Noch einen Denkanstoß lieferte Kattner dem Gericht. Die damalige Razzia der BA bei der Fifa war Teil einer Strafermittlung zu Stimmkäufen rund um die WM-Vergaben 2018 (Russland) und 2022 (Katar). Damit aber hatte die Zwei-Millionen-Zahlung definitiv nichts zu tun. Warum hätte Kattner, der Fifa-Finanzdirektor, also ein Fass zum Thema Stimmkäufe aufmachen sollen - auch noch fälschlicherweise?

Das Narrativ von Fifa und BA wird von Kattner zerlegt

Das lenkt den Blick auf den immer absurder wirkenden Ermittlungsansatz der BA: Demnach hat sie nach Schmiergeldern an korrupte Fifa-Leute nicht so sehr in deren privaten und beruflichen Umfeld gesucht - sondern innerhalb der Fifa selbst, die damals zugleich als Betrogene galt und als Geschädigte firmieren durfte. Diesen Ermittlungsansatz trieb die BA so weit, dass sie sogar bei Platinis Bank im Sommer 2015 den Verdacht vortrug, die Zwei-Millionen-Zahlung könnte im Kontext der WM-Vergabe stehen.

Der Fifa-Boss schmiert demnach also mit Fifa-Geld einen Fifa-Vize und lässt es über die Fifa-Bücher laufen: damit Russland und/oder Katar die WM erhalten?

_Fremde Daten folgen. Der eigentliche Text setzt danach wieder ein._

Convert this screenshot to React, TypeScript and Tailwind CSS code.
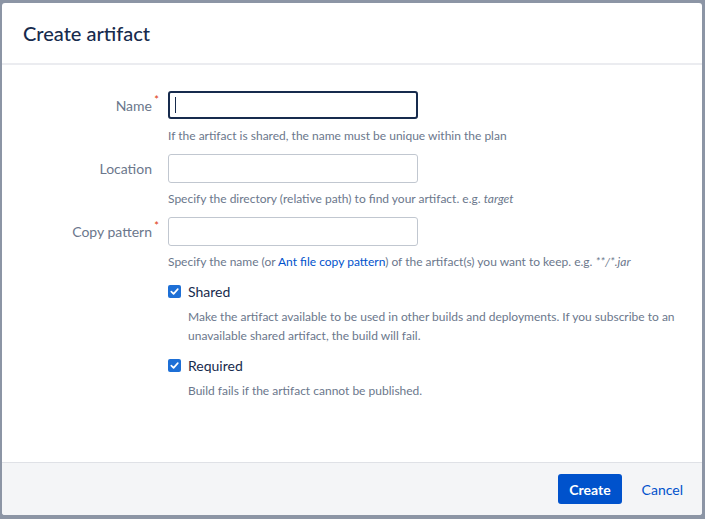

Der neue Zwischenstand in Bellinzona: Der Zeuge Kattner hat das Narrativ von Fifa und BA zerlegt. Womöglich hatten Letztgenannte darauf gesetzt, am Bundesstrafgericht, dem Amtssitz des damaligen Chefermittlers Thormann, ein Heimspiel zu haben. Aber die Ladung Kattners war ein Misstrauensvotum gegen Fifa und BA - und das ist nun klar legitimiert. Und es liefert eine Steilvorlage für die beiden Sonderermittler, die derzeit gegen Infantino und Lauber ermitteln.